Ein Autor, der nicht verschwinden will

■ Heute vor zehn Jahren starb der Philosoph Michel Foucault in Paris an Aids

„Man kann sich eine Kultur vorstellen, in der Diskurse verbreitet oder rezipiert würden, ohne daß die Funktion Autor jemals erschiene. Ganz gleich welchen Status, welche Form und welchen Wert ein Diskurs hätte und welche Behandlung man ihm angedeihen ließe, alle würden sich in der Namenlosigkeit des Gemurmels entrollen.“ So spricht Michel Foucault 1969 vor der Französischen Gesellschaft für Philosophie; er ist Leiter des philosophischen Fachbereichs am soeben eingerichteten „Centre Universitaire Expérimental“ in Vincennes.
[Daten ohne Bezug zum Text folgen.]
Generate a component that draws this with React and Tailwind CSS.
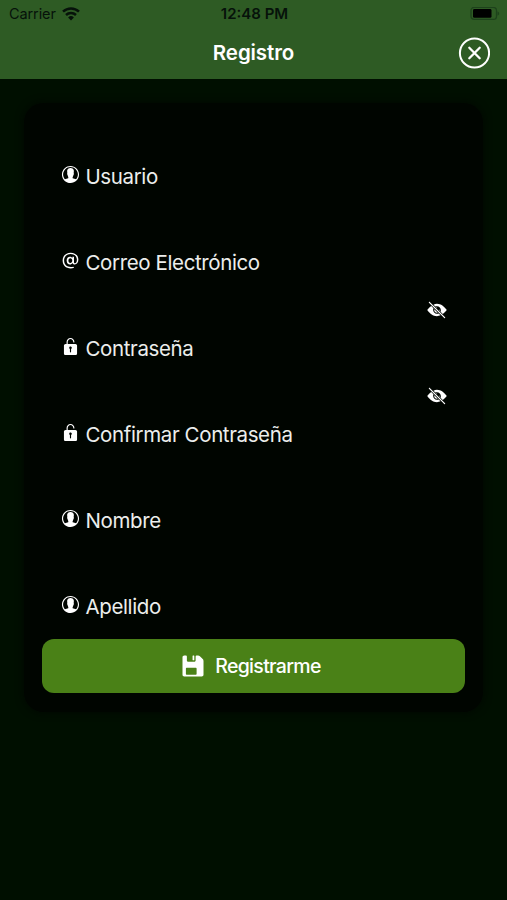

Am Ende des Jahres wird er in den akademischen Olymp gewählt, das Collège de France. – Was an Foucaults Schreibweise bis heute fasziniert, ist nicht zuletzt ihre romantische Ironie; hier spricht jemand, der sich nie greifen lassen will und sich vor seinen vernünftigen Verfolgern hinter Paradoxa zurückzieht. Foucaults Utopie vom Verschwinden des Autors im „Gemurmel“ der Diskurse wurde später als Begründung „postmodernen“ Schreibens ausgelegt. Ihr Motiv ist aber ein durch und durch modernes. Man kann sie als buddhistische Reprise des romantischen Lobs der „Unverständlichkeit“ lesen. Friedrich Schlegel, der führende Kopf der deutschen Romantiker, hat den Typ von Genialität, den Foucault zelebrierte, zuerst verkörpert. „Ironie“, wußte Schlegel, „ist eine Form des Paradoxen.“

Ein schönes Paradox, dieser Auftritt Foucaults; der da die überholte „Funktion Autor“ verabschiedete, ist ja gerade deshalb der junge Held des akademischen tout Paris, weil er selber einen so ausgefeilten und unverwechselbaren Stil pflegt. Jeder kennt den elegischen Schlußsatz seines Hauptwerks „Les mots et les choses“ (1966), wonach „man sehr wohl wetten [kann], daß der Mensch verschwindet wie am Meeresufer ein Gesicht im Sand“.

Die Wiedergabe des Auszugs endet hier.